• **Goal**
Identify the lines containing the word "index". Copy each one.

## begin Available data

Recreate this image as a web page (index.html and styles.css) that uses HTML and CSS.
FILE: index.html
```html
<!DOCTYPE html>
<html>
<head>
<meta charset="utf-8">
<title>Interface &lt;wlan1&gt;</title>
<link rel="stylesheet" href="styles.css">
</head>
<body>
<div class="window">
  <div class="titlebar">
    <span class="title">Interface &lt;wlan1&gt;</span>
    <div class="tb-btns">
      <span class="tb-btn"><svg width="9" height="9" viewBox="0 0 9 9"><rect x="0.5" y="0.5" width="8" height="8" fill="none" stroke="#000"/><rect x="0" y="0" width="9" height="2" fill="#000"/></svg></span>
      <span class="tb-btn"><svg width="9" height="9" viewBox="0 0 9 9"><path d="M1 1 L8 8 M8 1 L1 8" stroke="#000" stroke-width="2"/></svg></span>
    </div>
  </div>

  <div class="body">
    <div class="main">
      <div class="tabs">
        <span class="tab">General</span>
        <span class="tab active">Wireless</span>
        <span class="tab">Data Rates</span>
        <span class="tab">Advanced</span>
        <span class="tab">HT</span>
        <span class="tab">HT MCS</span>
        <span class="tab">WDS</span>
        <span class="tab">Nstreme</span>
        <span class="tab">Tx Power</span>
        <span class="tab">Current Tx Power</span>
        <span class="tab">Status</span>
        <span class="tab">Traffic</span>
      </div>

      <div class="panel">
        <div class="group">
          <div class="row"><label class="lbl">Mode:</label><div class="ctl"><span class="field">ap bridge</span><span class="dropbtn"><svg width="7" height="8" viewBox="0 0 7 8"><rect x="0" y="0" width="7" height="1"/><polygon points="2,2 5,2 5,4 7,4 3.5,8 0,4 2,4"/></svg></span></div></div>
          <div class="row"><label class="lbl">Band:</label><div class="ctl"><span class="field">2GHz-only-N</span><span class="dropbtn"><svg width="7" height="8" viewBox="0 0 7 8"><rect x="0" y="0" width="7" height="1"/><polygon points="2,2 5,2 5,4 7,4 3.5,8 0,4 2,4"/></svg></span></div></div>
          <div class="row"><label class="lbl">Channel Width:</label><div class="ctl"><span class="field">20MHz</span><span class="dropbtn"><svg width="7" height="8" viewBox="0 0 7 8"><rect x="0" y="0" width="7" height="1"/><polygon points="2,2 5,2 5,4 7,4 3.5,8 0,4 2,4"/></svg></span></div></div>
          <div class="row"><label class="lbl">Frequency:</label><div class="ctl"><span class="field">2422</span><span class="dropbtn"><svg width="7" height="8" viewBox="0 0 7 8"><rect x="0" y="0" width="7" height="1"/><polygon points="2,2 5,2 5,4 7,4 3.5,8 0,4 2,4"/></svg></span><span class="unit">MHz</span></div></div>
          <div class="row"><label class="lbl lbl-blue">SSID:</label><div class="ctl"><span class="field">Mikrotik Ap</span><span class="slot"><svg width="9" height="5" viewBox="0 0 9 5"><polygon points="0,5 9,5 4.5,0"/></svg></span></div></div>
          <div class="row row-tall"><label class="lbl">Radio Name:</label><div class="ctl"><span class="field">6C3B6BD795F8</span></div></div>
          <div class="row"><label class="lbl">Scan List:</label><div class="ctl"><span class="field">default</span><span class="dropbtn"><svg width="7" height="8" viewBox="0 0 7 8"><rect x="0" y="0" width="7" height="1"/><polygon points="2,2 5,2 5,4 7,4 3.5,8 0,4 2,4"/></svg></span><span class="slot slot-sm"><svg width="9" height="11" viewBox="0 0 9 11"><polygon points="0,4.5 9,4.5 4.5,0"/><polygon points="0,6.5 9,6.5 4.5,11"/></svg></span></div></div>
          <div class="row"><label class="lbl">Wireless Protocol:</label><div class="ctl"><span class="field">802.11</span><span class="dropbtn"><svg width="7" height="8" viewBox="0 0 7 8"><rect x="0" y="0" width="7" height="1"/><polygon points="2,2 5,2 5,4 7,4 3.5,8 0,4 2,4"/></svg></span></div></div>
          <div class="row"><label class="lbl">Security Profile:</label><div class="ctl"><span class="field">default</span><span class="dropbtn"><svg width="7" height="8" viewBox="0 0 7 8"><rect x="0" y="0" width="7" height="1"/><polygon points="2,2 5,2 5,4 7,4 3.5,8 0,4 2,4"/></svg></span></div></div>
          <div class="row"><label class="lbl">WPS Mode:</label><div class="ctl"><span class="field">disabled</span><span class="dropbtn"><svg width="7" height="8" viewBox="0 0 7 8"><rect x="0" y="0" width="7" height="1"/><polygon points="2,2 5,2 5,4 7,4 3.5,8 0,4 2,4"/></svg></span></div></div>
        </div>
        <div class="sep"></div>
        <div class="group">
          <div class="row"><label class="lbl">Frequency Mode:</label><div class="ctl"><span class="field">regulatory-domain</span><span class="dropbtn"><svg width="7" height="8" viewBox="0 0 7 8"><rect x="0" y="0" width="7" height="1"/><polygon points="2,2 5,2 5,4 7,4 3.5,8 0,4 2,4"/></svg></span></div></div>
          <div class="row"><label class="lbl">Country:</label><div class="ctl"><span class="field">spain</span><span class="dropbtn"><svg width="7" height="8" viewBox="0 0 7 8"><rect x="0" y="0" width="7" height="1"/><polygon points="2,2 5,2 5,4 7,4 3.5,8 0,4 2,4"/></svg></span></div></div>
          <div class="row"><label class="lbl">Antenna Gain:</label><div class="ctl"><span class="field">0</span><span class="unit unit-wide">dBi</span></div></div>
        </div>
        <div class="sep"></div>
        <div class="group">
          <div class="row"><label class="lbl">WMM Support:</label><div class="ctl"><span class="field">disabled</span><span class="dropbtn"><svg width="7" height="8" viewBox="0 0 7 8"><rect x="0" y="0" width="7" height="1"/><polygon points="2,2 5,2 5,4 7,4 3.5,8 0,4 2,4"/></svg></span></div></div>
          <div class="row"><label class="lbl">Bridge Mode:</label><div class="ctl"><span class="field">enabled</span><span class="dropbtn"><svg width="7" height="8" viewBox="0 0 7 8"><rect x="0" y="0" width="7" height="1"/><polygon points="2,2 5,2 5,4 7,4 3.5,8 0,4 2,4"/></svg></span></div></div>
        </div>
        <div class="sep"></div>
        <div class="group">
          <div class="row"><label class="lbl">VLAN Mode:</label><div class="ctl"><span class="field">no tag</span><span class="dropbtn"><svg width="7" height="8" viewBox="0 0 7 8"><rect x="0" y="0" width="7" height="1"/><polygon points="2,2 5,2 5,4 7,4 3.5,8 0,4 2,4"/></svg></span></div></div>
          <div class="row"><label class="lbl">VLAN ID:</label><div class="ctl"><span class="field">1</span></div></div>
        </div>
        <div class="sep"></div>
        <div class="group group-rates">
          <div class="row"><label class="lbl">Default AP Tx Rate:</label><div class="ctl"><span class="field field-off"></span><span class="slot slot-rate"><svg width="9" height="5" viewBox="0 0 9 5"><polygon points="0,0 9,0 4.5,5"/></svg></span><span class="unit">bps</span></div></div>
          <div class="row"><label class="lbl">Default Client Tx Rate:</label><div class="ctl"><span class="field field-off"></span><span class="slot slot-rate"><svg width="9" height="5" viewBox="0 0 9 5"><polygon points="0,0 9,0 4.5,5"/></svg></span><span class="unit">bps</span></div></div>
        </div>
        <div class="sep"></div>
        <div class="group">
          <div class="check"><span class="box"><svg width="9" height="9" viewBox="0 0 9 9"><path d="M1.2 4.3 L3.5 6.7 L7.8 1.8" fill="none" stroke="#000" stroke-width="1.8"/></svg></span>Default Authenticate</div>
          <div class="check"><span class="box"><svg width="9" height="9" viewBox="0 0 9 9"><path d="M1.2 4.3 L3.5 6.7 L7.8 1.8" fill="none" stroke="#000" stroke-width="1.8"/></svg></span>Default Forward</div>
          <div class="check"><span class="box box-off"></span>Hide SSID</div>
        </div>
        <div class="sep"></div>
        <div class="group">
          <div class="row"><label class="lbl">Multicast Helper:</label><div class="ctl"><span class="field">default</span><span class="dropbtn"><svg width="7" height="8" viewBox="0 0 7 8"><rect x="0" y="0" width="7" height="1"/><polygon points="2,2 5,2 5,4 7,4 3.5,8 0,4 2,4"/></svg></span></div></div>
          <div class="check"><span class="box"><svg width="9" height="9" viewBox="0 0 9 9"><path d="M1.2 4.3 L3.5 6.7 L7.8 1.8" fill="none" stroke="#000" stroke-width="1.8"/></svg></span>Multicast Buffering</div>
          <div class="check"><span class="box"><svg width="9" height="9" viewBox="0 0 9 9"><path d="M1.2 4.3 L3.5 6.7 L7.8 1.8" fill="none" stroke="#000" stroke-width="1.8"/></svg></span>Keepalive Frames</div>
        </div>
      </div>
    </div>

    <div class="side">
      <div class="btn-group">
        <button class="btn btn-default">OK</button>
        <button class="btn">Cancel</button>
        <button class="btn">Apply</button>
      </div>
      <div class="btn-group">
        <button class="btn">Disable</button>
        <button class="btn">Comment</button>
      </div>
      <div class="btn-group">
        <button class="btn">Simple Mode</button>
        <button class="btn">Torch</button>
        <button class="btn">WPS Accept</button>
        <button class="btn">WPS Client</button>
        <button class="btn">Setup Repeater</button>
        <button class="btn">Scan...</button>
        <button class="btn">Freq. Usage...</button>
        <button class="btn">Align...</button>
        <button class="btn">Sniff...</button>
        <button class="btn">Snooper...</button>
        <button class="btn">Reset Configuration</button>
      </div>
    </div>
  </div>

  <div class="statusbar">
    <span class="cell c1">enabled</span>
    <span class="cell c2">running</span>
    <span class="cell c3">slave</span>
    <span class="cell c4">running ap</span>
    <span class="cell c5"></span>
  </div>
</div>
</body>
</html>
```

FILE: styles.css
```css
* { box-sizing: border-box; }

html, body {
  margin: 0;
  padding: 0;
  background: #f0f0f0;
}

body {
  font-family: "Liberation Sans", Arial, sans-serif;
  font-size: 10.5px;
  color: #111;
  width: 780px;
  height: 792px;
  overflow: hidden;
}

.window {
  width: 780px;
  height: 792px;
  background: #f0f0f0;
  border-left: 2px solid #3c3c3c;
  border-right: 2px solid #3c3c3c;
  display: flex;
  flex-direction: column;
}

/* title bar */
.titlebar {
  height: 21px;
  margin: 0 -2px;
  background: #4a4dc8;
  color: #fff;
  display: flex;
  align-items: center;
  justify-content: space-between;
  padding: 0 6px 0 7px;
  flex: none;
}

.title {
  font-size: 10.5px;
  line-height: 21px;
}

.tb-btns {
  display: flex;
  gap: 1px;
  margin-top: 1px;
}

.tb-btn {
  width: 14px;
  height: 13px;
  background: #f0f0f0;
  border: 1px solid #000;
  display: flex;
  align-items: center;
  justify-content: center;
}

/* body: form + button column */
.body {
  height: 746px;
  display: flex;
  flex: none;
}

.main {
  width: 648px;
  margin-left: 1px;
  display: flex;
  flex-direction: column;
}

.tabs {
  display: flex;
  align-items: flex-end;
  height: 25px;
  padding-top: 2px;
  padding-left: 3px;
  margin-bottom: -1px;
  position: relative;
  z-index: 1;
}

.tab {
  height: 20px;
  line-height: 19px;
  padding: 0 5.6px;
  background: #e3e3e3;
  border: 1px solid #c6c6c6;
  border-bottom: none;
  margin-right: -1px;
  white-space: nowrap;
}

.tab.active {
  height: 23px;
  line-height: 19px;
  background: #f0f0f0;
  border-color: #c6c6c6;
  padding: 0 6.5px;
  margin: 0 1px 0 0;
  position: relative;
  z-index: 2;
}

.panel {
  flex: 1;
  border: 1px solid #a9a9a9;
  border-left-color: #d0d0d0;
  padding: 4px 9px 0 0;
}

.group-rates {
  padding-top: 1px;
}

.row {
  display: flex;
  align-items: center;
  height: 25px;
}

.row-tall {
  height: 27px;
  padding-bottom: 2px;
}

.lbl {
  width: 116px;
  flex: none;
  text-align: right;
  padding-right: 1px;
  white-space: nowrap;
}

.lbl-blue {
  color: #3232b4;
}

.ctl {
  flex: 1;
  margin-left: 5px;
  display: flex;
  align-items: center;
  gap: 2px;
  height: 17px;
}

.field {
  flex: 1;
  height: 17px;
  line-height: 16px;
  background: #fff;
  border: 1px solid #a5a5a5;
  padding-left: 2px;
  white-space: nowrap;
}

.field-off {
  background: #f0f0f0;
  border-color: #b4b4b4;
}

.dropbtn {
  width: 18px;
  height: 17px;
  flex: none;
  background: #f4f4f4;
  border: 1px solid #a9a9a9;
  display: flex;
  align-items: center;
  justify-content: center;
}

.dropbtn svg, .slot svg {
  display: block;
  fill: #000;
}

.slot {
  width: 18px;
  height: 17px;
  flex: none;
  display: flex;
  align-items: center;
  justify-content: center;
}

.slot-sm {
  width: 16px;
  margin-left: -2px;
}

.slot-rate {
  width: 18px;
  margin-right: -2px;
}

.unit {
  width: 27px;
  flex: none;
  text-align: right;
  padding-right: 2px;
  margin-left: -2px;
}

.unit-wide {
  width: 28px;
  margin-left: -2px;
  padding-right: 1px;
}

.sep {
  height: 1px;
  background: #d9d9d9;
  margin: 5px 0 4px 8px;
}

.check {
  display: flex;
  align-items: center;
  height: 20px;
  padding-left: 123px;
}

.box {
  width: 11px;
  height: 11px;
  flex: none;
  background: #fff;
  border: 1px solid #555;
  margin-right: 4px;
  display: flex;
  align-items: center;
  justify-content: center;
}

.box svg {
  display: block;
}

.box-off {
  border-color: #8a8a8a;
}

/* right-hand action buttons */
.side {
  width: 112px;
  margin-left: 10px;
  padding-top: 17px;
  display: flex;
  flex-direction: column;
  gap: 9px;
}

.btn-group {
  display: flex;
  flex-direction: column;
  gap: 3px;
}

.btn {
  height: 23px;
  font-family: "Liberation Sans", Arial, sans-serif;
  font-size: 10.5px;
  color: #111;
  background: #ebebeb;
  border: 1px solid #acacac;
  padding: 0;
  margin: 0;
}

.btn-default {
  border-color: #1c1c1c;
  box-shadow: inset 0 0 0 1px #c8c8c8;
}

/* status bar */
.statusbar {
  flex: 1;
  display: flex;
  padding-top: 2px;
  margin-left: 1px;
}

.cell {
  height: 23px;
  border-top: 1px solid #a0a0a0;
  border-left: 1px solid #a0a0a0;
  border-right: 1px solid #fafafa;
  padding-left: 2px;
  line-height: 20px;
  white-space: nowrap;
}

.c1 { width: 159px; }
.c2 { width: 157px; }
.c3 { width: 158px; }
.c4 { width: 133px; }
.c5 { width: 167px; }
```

## end Available data

• **Task solution**
Recreate this image as a web page (index.html and styles.css) that uses HTML and CSS.
FILE: index.html
  z-index: 1;
  z-index: 2;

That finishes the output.